TASK INPUTS:
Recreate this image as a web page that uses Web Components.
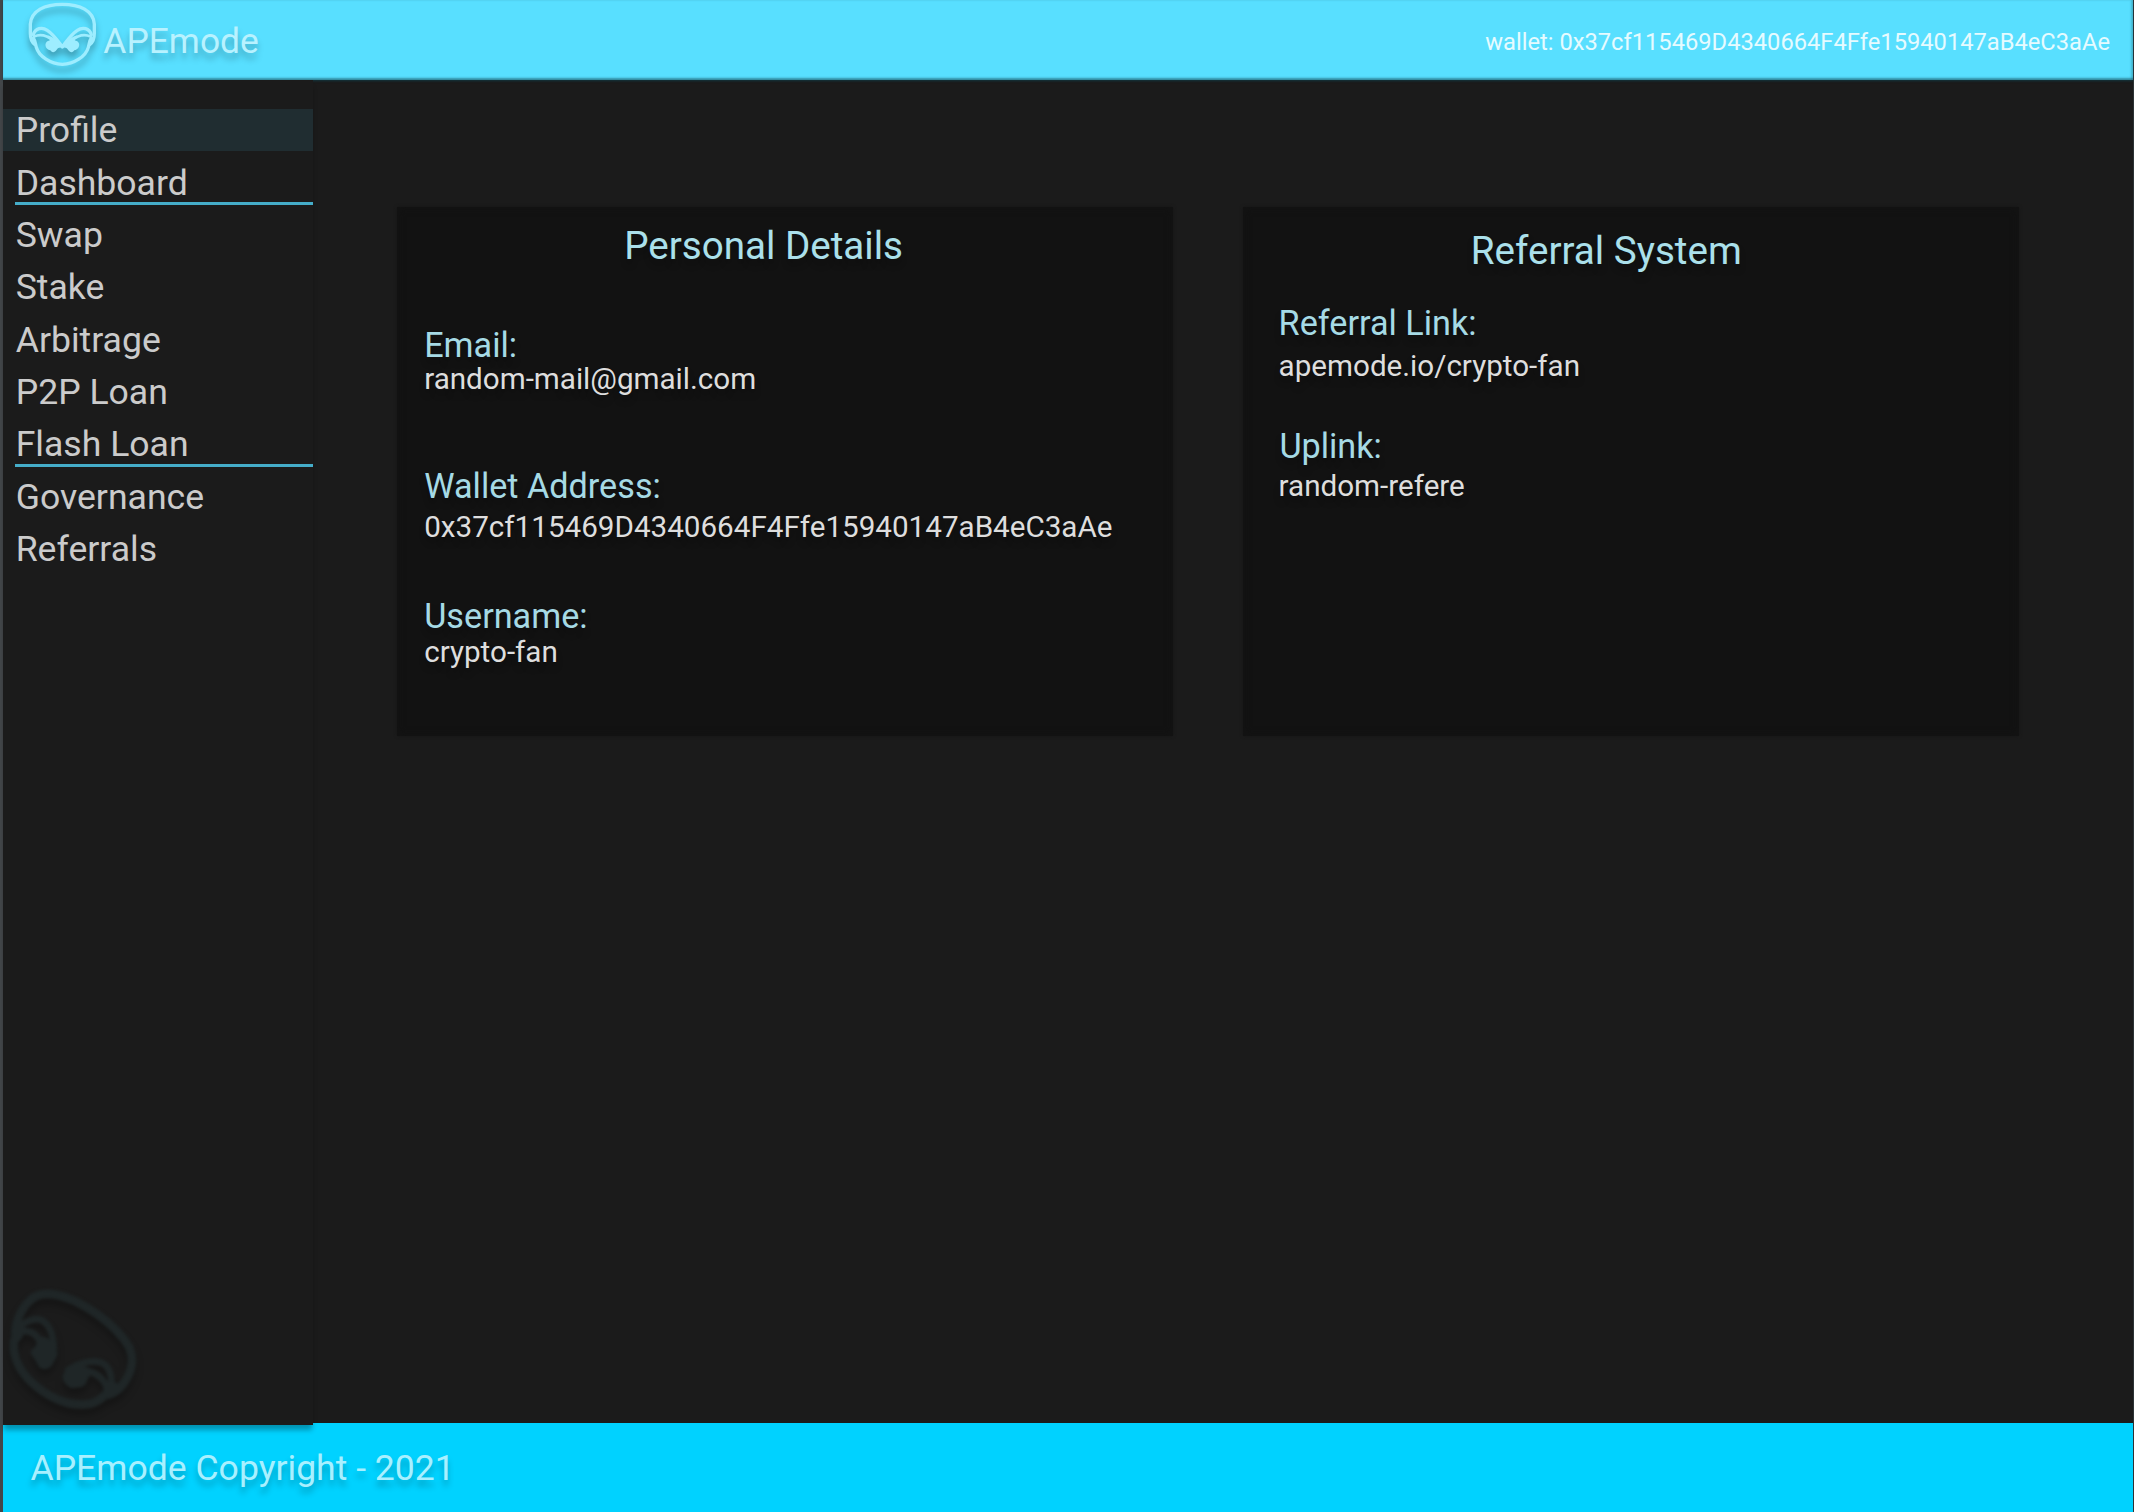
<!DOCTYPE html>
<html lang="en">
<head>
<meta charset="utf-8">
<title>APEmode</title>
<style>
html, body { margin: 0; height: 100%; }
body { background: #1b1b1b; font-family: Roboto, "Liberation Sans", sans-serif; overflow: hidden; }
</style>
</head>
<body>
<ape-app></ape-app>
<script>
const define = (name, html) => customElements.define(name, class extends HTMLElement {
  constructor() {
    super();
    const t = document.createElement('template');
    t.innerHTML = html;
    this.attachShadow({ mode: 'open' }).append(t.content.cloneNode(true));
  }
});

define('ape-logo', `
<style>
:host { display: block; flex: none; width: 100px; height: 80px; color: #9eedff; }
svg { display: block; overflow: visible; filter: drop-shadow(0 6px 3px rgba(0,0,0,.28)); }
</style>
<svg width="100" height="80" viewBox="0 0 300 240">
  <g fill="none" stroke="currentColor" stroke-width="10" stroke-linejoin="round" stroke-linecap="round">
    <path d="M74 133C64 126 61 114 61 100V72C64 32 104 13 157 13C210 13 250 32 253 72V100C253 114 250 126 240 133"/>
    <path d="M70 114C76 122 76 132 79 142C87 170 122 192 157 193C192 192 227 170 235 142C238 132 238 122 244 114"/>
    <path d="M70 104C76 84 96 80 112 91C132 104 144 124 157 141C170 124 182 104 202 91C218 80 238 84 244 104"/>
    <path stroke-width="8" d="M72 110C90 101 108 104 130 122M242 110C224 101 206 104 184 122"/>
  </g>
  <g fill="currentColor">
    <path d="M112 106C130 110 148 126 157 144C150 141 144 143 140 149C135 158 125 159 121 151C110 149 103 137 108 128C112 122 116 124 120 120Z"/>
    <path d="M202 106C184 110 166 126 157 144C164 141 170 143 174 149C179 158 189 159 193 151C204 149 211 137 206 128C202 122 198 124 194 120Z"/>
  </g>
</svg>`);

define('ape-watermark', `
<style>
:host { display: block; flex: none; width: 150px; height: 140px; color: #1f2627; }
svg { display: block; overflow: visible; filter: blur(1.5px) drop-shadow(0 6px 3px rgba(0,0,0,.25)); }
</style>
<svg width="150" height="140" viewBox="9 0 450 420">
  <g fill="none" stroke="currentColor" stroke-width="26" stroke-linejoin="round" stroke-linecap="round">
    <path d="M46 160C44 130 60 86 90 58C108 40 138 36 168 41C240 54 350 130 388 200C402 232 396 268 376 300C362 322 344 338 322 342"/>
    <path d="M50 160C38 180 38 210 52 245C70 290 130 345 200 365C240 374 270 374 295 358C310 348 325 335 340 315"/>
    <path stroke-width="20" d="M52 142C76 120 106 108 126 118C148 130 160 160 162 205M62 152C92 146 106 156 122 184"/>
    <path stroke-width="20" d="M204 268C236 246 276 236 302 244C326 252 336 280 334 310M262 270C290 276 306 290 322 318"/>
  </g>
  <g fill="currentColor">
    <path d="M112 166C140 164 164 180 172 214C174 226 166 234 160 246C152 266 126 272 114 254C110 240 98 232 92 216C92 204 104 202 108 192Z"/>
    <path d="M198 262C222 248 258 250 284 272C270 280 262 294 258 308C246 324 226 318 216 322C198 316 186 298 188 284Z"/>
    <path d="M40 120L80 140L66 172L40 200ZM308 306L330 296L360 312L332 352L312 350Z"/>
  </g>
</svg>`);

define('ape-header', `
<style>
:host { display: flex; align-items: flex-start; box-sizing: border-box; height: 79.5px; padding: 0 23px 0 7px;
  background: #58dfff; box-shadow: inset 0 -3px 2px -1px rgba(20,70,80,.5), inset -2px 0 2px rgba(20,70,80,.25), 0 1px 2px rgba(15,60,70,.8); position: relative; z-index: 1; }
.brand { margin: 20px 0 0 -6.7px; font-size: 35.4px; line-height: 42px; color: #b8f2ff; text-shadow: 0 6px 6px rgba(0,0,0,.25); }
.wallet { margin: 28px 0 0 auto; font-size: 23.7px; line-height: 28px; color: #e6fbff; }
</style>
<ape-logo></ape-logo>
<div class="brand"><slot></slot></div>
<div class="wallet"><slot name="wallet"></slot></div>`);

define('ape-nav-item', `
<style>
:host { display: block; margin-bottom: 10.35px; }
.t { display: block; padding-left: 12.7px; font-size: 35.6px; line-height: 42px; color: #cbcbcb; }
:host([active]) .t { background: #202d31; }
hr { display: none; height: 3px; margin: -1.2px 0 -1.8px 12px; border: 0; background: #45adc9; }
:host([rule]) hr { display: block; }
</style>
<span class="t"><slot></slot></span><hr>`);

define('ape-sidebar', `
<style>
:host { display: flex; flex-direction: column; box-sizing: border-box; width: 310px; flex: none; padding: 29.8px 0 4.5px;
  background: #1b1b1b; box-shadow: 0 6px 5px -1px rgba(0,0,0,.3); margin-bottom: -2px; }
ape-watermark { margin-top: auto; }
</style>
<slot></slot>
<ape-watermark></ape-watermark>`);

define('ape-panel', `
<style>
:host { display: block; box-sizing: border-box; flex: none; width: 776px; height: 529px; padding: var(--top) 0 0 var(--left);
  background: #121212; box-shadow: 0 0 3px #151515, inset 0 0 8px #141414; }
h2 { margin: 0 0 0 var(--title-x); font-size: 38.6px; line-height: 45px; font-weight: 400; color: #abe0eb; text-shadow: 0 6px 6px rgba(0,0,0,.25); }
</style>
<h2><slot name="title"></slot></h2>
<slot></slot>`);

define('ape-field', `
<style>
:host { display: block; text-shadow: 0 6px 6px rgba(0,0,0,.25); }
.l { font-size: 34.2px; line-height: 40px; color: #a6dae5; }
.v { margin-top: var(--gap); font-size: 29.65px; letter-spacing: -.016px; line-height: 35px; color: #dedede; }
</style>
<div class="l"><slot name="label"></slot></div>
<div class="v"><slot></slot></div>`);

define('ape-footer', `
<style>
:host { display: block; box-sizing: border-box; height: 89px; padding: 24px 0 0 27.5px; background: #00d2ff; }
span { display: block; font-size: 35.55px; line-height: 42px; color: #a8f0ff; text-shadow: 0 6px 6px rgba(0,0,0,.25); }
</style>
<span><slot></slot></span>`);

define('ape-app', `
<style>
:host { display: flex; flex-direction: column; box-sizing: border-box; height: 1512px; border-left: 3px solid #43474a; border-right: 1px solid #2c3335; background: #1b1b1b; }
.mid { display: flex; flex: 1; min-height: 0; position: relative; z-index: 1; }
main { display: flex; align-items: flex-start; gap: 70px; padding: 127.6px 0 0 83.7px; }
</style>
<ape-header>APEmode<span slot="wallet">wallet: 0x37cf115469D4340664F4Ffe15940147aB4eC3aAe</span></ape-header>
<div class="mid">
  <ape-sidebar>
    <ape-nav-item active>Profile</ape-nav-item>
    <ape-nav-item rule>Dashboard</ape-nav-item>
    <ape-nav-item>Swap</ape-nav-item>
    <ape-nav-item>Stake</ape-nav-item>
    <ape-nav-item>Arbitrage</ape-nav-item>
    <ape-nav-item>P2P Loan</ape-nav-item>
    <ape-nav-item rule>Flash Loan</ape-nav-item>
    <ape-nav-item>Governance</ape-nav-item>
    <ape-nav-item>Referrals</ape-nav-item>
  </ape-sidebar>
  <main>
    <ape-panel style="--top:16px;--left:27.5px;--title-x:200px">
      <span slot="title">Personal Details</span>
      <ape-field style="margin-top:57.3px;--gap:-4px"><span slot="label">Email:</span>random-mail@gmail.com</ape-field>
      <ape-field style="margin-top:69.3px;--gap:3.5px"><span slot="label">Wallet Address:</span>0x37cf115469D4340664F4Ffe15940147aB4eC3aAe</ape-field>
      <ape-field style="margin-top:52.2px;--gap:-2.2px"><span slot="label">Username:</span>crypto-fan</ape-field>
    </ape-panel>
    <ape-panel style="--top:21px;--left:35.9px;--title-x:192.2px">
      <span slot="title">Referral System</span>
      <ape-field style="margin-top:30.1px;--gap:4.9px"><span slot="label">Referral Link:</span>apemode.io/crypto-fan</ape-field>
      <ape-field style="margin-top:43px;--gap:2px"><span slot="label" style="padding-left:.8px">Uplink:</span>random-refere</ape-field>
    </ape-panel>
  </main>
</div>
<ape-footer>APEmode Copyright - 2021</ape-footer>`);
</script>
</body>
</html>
...
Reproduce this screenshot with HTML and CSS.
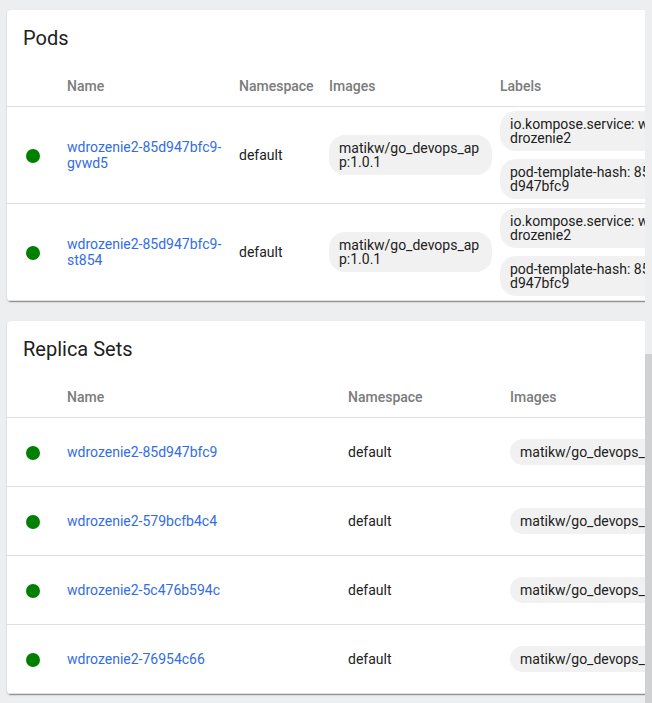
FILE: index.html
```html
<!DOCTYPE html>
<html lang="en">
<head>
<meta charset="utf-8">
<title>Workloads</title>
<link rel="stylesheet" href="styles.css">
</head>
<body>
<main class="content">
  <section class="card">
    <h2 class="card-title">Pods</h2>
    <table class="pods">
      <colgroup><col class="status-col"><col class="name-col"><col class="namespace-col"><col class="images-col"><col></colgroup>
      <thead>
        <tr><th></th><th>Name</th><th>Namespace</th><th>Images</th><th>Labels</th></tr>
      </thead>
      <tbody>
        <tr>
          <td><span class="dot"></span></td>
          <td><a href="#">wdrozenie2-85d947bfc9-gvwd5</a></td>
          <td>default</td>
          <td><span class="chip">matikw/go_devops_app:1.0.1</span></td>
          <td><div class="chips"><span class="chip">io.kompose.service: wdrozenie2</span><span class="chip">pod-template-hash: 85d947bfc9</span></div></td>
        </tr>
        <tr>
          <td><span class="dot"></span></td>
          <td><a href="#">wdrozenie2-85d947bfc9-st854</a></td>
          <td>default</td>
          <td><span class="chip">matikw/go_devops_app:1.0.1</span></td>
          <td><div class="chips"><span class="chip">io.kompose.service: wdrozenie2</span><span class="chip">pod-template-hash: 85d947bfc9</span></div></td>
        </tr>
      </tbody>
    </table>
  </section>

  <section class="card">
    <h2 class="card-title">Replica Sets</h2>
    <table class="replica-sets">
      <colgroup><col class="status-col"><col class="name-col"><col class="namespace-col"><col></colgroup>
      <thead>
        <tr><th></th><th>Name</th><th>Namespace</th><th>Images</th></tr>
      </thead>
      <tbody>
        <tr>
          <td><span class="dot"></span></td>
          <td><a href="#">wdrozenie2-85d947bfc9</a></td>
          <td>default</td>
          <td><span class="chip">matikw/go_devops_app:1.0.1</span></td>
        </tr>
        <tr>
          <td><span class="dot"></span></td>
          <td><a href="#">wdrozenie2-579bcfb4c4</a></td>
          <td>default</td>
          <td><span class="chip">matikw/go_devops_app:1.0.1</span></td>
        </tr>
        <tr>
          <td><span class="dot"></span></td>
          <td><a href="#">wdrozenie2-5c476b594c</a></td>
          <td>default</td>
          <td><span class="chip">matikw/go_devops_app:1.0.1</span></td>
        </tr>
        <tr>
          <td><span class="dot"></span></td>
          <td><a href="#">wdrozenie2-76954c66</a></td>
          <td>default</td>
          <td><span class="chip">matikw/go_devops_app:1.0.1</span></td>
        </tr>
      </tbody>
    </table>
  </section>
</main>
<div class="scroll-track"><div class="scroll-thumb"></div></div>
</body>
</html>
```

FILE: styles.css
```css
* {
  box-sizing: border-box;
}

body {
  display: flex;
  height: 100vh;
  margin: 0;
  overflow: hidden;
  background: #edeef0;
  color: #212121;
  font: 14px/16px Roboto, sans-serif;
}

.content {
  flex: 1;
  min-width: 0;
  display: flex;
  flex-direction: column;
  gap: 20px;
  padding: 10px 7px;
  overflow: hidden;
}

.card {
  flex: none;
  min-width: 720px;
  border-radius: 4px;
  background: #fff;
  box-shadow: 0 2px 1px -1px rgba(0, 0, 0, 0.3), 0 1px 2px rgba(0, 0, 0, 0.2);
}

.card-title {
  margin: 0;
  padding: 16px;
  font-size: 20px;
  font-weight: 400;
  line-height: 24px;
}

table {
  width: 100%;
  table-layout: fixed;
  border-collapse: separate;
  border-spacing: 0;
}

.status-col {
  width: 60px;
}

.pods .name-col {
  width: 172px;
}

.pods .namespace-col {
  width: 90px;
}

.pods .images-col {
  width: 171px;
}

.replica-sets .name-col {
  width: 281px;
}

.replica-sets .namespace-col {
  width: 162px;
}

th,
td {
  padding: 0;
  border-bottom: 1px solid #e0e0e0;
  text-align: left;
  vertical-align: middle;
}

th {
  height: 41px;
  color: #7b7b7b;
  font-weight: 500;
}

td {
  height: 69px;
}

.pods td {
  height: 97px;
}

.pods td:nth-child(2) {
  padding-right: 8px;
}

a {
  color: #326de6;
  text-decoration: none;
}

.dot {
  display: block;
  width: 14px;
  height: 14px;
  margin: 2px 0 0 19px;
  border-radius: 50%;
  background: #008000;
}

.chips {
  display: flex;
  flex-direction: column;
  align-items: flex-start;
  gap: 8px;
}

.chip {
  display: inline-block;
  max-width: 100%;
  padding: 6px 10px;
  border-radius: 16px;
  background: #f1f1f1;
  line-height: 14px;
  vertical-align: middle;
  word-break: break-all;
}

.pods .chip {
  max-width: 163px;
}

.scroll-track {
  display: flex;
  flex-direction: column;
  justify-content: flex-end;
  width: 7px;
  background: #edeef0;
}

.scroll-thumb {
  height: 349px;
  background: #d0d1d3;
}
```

TO BE DONE: Of the lines in the records, how many contain the word "this"? Answer with the number and nothing else.

RESPONSE TO THE EXERCISE: 3